Just about every game you’d like to see involved is contained within Virtual Cities: An Atlas & Exploration of Video Game Cities’ pages, although there’s certainly room for another volume (hint, hint). In terms of topic choice, I have absolutely no complaints; in fact, the only real complaint I have is that I don’t understand why the cities are in the order they are. The cities are not ordered alphabetically, by publication date, by size, etc., so without that table of contents it’s just up to guesswork to determine where a certain city might be. Everything else was perfectly crafted — I’m delighted to have this book to add to my library.
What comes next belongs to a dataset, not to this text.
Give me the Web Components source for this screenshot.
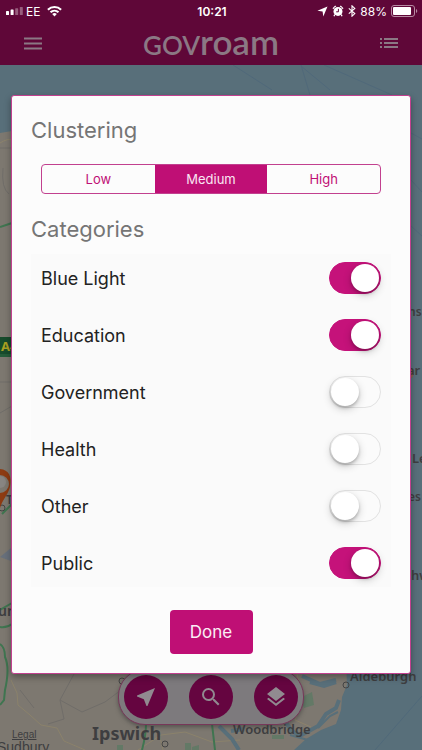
<!DOCTYPE html>
<html lang="en">
<head>
<meta charset="utf-8">
<meta name="viewport" content="width=device-width, initial-scale=1">
<title>Govroam</title>
<style>
  html, body { margin: 0; height: 100%; }
  body {
    font-family: Inter, "Liberation Sans", sans-serif;
    --brand: #bf0f75;
    --brand-dim: #5f0738;
    --line: #c2408f;
    --paper: #fcfcfc;
  }
</style>
</head>
<body>
<govroam-app></govroam-app>

<template id="status-bar">
  <style>
    :host { display: grid; grid-template-columns: 1fr auto 1fr; align-items: center; height: 22px; padding: 0 4px 0 6px; color: #fff; font-size: 12px; }
    .side { display: flex; align-items: center; gap: 5px; }
    .left { gap: 3px; }
    .right { justify-content: flex-end; gap: 4px; }
    .wifi { margin-left: 4px; }
    time { font-weight: 600; font-size: 12px; }
    svg { display: block; fill: #fff; }
  </style>
  <div class="side left">
    <svg width="17" height="8" viewBox="0 0 17 8" aria-label="Signal"><rect y="4" width="3" height="4" rx=".6"/><rect x="4.6" y="2.5" width="3" height="5.5" rx=".6"/><g opacity=".35"><rect x="9.2" y="1.2" width="3" height="6.8" rx=".6"/><rect x="13.8" width="3" height="8" rx=".6"/></g></svg>
    <span>EE</span>
    <svg class="wifi" width="15" height="12" viewBox="0 0 15 12" aria-label="Wi-Fi"><g fill="none" stroke="#fff" stroke-width="2.1"><path d="M.9 4.7a9.4 9.4 0 0 1 13.2 0"/><path d="M3.5 7.3a5.8 5.8 0 0 1 8 0"/></g><path d="M7.5 11.5 5.2 9.1a3.3 3.3 0 0 1 4.6 0z"/></svg>
  </div>
  <time>10:21</time>
  <div class="side right">
    <svg width="11" height="11" viewBox="0 0 11 11" aria-label="Location"><path d="M10.5.5 6.3 10.4 5.6 5.4.4 4.8z"/></svg>
    <svg width="12" height="12" viewBox="0 0 12 12" aria-label="Alarm"><path d="M.5 3.2 3.2.6l1.100 1A5.600 5.600 0 0 0 1.400 4.200zM11.500 3.200 8.800.6l-1.100 1a5.600 5.600 0 0 1 2.900 2.600z"/><circle cx="6" cy="6.400" r="4.500"/><path d="M2.800 9.500 2 11.200M9.200 9.500l.8 1.700" stroke="#fff" stroke-width="1.300"/><path d="M6.400 3.800V6.800H4.200" fill="none" stroke="#5f0738" stroke-width="1"/></svg>
    <svg width="8" height="12" viewBox="0 0 8 12" aria-label="Bluetooth"><path d="M.8 3.300 6.800 8.600 4 11.200V.8L6.800 3.400.8 8.700" fill="none" stroke="#fff" stroke-width="1.100"/></svg>
    <span>88%</span>
    <svg width="27" height="12" viewBox="0 0 27 12" aria-label="Battery"><rect x=".5" y=".5" width="23" height="11" rx="2.500" fill="none" stroke="#b78ba3"/><rect x="2" y="2" width="18" height="8" rx="1"/><path d="M25 4a2.200 2.200 0 0 1 0 4z" fill="#b78ba3"/></svg>
  </div>
</template>

<template id="app-header">
  <style>
    :host { display: block; background: var(--brand-dim); color: #8b7884; }
    nav { display: grid; grid-template-columns: 1fr auto 1fr; align-items: center; height: 39px; padding: 0 19px 4px; }
    button { border: 0; background: none; color: inherit; padding: 5px; justify-self: start; display: flex; }
    button:last-child { justify-self: end; }
    svg { display: block; }
    h1 { margin: 0; font-family: Lato, sans-serif; font-weight: 600; font-size: 26px; line-height: 38px; display: flex; align-items: baseline; }
    h1 span { font-size: 35px; }
  </style>
  <status-bar></status-bar>
  <nav>
    <button aria-label="Menu"><svg width="18" height="13" viewBox="0 0 18 13" fill="none" stroke="currentColor" stroke-width="2"><path d="M0 1.500h18M0 6.500h18M0 11.500h18"/></svg></button>
    <h1>GOV<span>roam</span></h1>
    <button aria-label="List"><svg width="18" height="12" viewBox="0 0 18 12" fill="none" stroke="currentColor" stroke-width="2"><path d="M0 2h2M4 2h14M0 6h2M4 6h14M0 10h2M4 10h14"/></svg></button>
  </nav>
</template>

<template id="map-view">
  <style>
    :host { display: block; overflow: hidden; background: #7d7870; }
    svg { display: block; width: 100%; height: 100%; font-family: "Noto Sans", sans-serif; }
  </style>
  <svg viewBox="0 65 422 685" preserveAspectRatio="xMidYMid slice" fill="none" role="img" aria-label="Map of Suffolk">
    <rect y="65" width="422" height="685" fill="#7d7870"/>
    <path d="M0 65H422V750H294L306 739 321 730 336 724 341 710 342 697 347 685 346 660 385 480 380 200 200 120 12 131 0 133z" fill="#586f7a"/>
    <path d="M233 65 272 90M301 65 310 95M301 66 330 90M324 65 392 95M411 133l11 6M411 180l11 12M411 226l11 10M375 750 422 696" stroke="#50697a" stroke-width="1"/>
    <g stroke="#8b826b" stroke-width="1">
      <path d="M0 143Q8 138 12 140M11 680 17 693 18 705 30 715 41 725 57 728 64 741 85 750M159 733l4 17M138 750l23-15 24-3 27 10 28-2"/>
    </g>
    <path d="M0 148H12M3 168Q1 188 9 194M0 382H12M0 413 12 406M74 674 60 700 64 719 48 724M60 700 82 712 105 702 121 690M20 690 34 708" stroke="#706d69" stroke-width="1"/>
    <path d="M297 674 303 700 295 720 311 727" stroke="#8d826b"/>
    <path d="M0 227 12 223M0 627Q7 628 12 624M0 644Q5 647 5 657 10 668 5 690L4 700 0 705M0 610 12 603M2 514 12 504M146 724Q146 735 142 750M212 724 215 750" stroke="#3f7550" stroke-width="2"/>
    <g fill="#637966"><path d="M117 745h6v5h-6zM185 743h6v7h-6zM192 747l7-2v5h-7zM300 698l12-6 2 13-10 3zM272 735h12v4h-12z"/></g>
    <path d="M0 557 11 548V561z" fill="#68707b"/>
    <path d="M219 726 232 739 239 750M231 731 244 729M282 717 292 731 300 736 318 726 326 714 336 708 339 700M302 676 320 684 336 680M310 682 324 686 336 682" stroke="#586f7a" stroke-width="4"/>
    <path d="M318 728 330 716 338 712M290 735 308 740" stroke="#586f7a" stroke-width="2"/>
    <g stroke="#444"><circle cx="165" cy="744" r="3"/><circle cx="346" cy="685" r="3"/><circle cx="122" cy="681" r="3"/><circle cx="2" cy="508" r="3"/></g>
    <rect x="-5" y="337" width="20" height="17" fill="#174b2c"/><rect x="-5" y="354" width="20" height="3" fill="#245b39"/>
    <text x="1" y="351" font-size="13" font-weight="700" fill="#aaa122">A4</text>
    <path d="M0 469C9 470 12 476 10 487 8 495 2 500 0 508V493A7 7 0 0 0 0 475z" fill="#8d3b12"/>
    <circle cx="0" cy="482" r="6" fill="#888582"/>
    <circle cx="408" cy="373" r="6" fill="#88604f"/>
    <g fill="#3e3e40" font-weight="600" font-size="13">
      <text x="408" y="316" font-size="12">ns</text><text x="407" y="375">ar</text><text x="412" y="463">Le</text><text x="408" y="501" font-size="12">es</text><text x="411" y="580">hw</text>
      <text x="-2" y="616" font-size="14">ur</text><text x="6" y="504" font-size="12">T</text>
      <text x="350" y="681" font-size="13">Aldeburgh</text>
      <text x="92" y="740" font-size="18" font-weight="700">Ipswich</text>
      <text x="233" y="734" font-size="13">Woodbridge</text>
      <g font-family="Liberation Sans, sans-serif" font-weight="400">
        <text x="-3" y="752" font-size="14">Sudbury</text>
        <text x="12" y="738" font-size="10" text-decoration="underline">Legal</text>
      </g>
    </g>
  </svg>
</template>

<template id="map-tools">
  <style>
    :host { display: flex; gap: 21px; padding: 5px; box-sizing: border-box; border: 1px solid #773759; border-radius: 27px; background: #7d7a7d; box-shadow: 0 2px 4px #3338; }
    button { width: 44px; height: 44px; border: 0; border-radius: 50%; padding: 0; background: #650540; color: #918a90; display: grid; place-items: center; }
    svg { display: block; fill: currentColor; }
  </style>
  <button aria-label="Locate me"><svg width="24" height="24" viewBox="0 0 24 24"><path d="M21 3 3 10.530v.98l6.840 2.650L12.480 21h.98z"/></svg></button>
  <button aria-label="Search"><svg width="24" height="24" viewBox="0 0 24 24"><path d="M15.500 14h-.79l-.28-.27A6.470 6.470 0 0 0 16 9.500 6.500 6.500 0 1 0 9.500 16c1.610 0 3.090-.59 4.230-1.570l.27.28v.79l5 4.990L20.490 19zm-6 0a4.500 4.500 0 1 1 0-9 4.500 4.500 0 0 1 0 9z"/></svg></button>
  <button aria-label="Layers"><svg width="24" height="24" viewBox="0 0 24 24"><path d="m11.990 18.540-7.370-5.730L3 14.070l9 7 9-7-1.630-1.270zM12 16l7.360-5.730L21 9l-9-7-9 7 1.630 1.270z"/></svg></button>
</template>

<template id="segment-control">
  <style>
    :host { display: block; }
    fieldset { margin: 0; padding: 0; min-width: 0; border: 1px solid var(--line); border-radius: 4px; display: grid; grid-template-columns: repeat(3, 1fr); overflow: hidden; }
    label { display: grid; place-items: center; height: 28px; font-size: 13px; color: var(--brand); }
    label:has(:checked) { background: var(--brand); color: #f9e6f2; }
    input { position: absolute; opacity: 0; margin: 0; }
  </style>
  <fieldset aria-label="Clustering">
    <label><input type="radio" name="c">Low</label>
    <label><input type="radio" name="c" checked>Medium</label>
    <label><input type="radio" name="c">High</label>
  </fieldset>
</template>

<template id="toggle-row">
  <style>
    :host { display: block; }
    label { display: flex; align-items: center; justify-content: space-between; height: 48px; padding: 0 10px; font-size: 18px; color: #222; }
    input { appearance: none; margin: 0; width: 52px; height: 32px; box-sizing: border-box; border-radius: 16px; border: 1px solid #e2e2e2; background: #fbfbfb; padding: 1px; display: flex; }
    input::before { content: ""; width: 28px; height: 28px; border-radius: 50%; background: #fff; box-shadow: 0 3px 8px #0003, 0 2px 3px #0003; }
    input:checked { background: #c5127a; border-color: #c5127a; justify-content: flex-end; }
  </style>
  <label><slot></slot><input type="checkbox" role="switch"></label>
</template>

<template id="filter-dialog">
  <style>
    :host { display: block; }
    section { display: flow-root; border: 1px solid var(--line); border-radius: 3px; background: var(--paper); padding: 19px; box-shadow: 0 3px 7px #0005; }
    h2 { margin: 0; font-size: 22px; line-height: 30px; font-weight: 400; color: #757575; }
    segment-control { margin: 19px 10px 20px; }
    .list { margin-top: 10px; background: #fafafa; display: grid; gap: 9px; }
    .done { display: block; margin: 23px auto 0; width: 83px; height: 44px; border: 0; border-radius: 4px; background: var(--brand); color: #fbedf5; font: 400 17px Inter, sans-serif; }
  </style>
  <section role="dialog" aria-label="Filters">
    <h2>Clustering</h2>
    <segment-control></segment-control>
    <h2>Categories</h2>
    <div class="list">
      <toggle-row checked>Blue Light</toggle-row>
      <toggle-row checked>Education</toggle-row>
      <toggle-row>Government</toggle-row>
      <toggle-row>Health</toggle-row>
      <toggle-row>Other</toggle-row>
      <toggle-row checked>Public</toggle-row>
    </div>
    <button class="done">Done</button>
  </section>
</template>

<template id="govroam-app">
  <style>
    :host { display: grid; grid-template-rows: auto 1fr; min-height: 100vh; }
    main { position: relative; padding: 30px 11px 76px; }
    map-view { position: absolute; inset: 0; }
    map-tools { position: absolute; bottom: 25px; left: 50%; transform: translateX(-50%); }
    filter-dialog { position: relative; }
  </style>
  <app-header></app-header>
  <main>
    <map-view></map-view>
    <map-tools></map-tools>
    <filter-dialog></filter-dialog>
  </main>
</template>

<script>
  class TemplateElement extends HTMLElement {
    constructor() {
      super();
      const template = document.getElementById(this.localName);
      this.attachShadow({ mode: "open" }).append(template.content.cloneNode(true));
    }
  }
  class ToggleRow extends TemplateElement {
    connectedCallback() {
      this.shadowRoot.querySelector("input").checked = this.hasAttribute("checked");
    }
  }
  customElements.define("status-bar", class extends TemplateElement {});
  customElements.define("app-header", class extends TemplateElement {});
  customElements.define("map-view", class extends TemplateElement {});
  customElements.define("map-tools", class extends TemplateElement {});
  customElements.define("segment-control", class extends TemplateElement {});
  customElements.define("toggle-row", ToggleRow);
  customElements.define("filter-dialog", class extends TemplateElement {});
  customElements.define("govroam-app", class extends TemplateElement {});
</script>
</body>
</html>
Virtual Cities: An Atlas & Exploration of Video Game Cities gives the dearly beloved cities their due in a way that not only encapsulates the love gamers feel for them but a deep dive analysis that can only come from the mind of a city planner. With original illustrations that beautifully capture the artist’s interpretation of the locales coupled with urban planning information and game design trivia that will delight fans of each classic title depicted, Virtual Cities: An Atlas & Exploration of Video Game Cities makes for a great addition to any gamer’s bookshelf (or a great gift for the holiday season). If you’re looking for something truly unique to gift a gamer this year, you really can’t go wrong with Virtual Cities: An Atlas & Exploration of Video Game Cities.
Final Verdict: 4.5/5
Author: Konstantinos Dimopoulos; Illustrator: Maria Kallikaki; Publisher: The Countryman Press; Publication Date: November 12, 2020; MSRP: $30.00
Full Disclosure: This review is based on a retail copy of Virtual Cities: An Atlas & Exploration of Video Game Cities provided by the book’s author & publisher.